De pequeño andaba muy solo. En sus primeros años de colegio los otros niños lo tildaban de raro y lo hacían a un lado sin mucho esfuerzo, pues en los recreos se la pasaba pegado al césped de un claro en medio de unos árboles, mientras sus compañeros corrían detrás de una pelota en la cancha de fútbol. Al principio lo molestaban, pero apenas se daban cuenta de que no les prestaba atención lo dejaban solo.
En ese entonces le intrigaba el pasto. Se preguntaba a qué velocidad crecía y por eso lo miraba de una manera en la que casi no pestañeaba. Para su tarea había inventado un sistema de medición con las falanges de sus dedos. Pero nunca, en alguna de sus observaciones de 30 minutos, pudo comprobar si el pasto crecía mientras lo miraba.
La temporada de vacaciones le producía ansiedad, pues sabía que de un día para otro debía dejar sus mediciones. Estaba claro que podía seguir con su experimento en cualquier otro césped, pero por alguna razón era del colegio el que lo atraía. Además, los jardineros no le prestaban mucha atención a ese espacio y lo mantenían descuidado.

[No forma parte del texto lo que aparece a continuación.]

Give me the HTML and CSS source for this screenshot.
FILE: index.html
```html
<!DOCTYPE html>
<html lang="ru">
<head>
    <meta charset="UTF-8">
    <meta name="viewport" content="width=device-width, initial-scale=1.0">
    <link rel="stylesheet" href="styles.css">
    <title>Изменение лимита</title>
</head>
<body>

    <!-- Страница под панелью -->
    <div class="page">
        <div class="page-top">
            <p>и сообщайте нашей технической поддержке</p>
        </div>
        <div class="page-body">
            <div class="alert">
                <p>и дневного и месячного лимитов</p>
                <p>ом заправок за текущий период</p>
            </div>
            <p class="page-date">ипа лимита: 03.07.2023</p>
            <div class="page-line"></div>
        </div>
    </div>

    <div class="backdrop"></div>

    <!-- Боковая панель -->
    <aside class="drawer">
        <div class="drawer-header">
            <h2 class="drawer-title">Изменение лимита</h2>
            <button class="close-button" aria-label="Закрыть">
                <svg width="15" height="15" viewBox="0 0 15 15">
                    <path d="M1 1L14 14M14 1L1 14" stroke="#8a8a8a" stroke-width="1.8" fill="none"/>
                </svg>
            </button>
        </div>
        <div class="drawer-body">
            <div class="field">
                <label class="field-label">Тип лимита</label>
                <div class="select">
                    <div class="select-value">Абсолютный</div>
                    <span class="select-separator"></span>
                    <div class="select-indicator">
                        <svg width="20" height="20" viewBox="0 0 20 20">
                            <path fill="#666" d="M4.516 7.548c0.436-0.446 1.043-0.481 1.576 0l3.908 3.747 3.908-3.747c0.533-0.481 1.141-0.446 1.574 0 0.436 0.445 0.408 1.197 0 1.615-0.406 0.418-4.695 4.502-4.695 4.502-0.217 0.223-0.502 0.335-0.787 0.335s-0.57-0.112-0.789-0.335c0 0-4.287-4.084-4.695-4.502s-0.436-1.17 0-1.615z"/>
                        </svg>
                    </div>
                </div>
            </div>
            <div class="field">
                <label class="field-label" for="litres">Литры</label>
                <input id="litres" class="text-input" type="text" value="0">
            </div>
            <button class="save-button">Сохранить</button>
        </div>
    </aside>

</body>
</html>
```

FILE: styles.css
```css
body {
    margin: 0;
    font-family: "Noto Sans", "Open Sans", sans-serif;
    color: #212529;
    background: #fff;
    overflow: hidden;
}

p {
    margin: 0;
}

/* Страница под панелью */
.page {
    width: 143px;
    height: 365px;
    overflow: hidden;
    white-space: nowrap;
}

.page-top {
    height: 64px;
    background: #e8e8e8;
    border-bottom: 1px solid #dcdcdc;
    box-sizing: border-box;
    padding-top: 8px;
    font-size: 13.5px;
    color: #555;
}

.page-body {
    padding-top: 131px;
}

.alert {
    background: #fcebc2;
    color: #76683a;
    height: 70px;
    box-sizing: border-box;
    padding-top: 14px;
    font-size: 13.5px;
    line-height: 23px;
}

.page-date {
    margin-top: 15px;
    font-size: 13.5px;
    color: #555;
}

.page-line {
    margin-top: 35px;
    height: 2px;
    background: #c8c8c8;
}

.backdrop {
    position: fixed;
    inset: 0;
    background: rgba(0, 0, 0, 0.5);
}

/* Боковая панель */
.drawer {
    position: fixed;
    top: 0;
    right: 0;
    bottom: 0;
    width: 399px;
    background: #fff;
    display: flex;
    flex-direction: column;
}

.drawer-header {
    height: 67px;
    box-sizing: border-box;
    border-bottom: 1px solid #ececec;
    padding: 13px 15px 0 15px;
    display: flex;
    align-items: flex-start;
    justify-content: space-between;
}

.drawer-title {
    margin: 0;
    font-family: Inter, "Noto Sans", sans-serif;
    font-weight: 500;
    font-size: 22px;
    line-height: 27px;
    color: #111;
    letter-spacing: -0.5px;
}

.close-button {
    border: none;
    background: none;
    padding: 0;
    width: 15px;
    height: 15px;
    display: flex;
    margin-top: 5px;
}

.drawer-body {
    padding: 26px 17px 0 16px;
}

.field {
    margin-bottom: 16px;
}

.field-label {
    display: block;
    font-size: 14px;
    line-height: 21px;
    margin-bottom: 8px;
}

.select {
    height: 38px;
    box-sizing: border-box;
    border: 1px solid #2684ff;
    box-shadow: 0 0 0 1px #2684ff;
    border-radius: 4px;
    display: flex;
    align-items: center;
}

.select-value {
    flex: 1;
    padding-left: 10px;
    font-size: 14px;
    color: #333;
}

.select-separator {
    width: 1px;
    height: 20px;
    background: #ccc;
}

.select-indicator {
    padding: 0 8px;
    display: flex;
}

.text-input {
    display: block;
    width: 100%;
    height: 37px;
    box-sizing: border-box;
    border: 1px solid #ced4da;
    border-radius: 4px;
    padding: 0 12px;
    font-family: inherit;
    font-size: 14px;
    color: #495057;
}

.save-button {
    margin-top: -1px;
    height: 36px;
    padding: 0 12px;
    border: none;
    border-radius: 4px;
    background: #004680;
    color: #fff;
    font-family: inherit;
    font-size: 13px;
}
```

Eso, pensaba, le permitía llevar una medición rigurosa por sectores, que anotaba en una pequeña libreta azul. Así podía enterarse si había cambios significativos en la altura del pasto. Irse de vacaciones significaba entonces volver a empezar de nuevo todas las mediciones, pues durante ellas siempre podaban el claro.
A medida que fue creciendo su fijación por el crecimiento del pasto fue pasando hasta desaparecer por completo.
Pero desde la semana pasada anda inquieto pues, de un momento a otro, comenzaron a intrigarlo las uñas de sus manos, que mira embelesado a ver si logra captar el momento exacto en que estas crecen. Ahora las yemas de los dedos le duelen porque la semana pasada se las corto muy pequeñas, pues cree que de esa manera va a poder tomar mediciones exactas.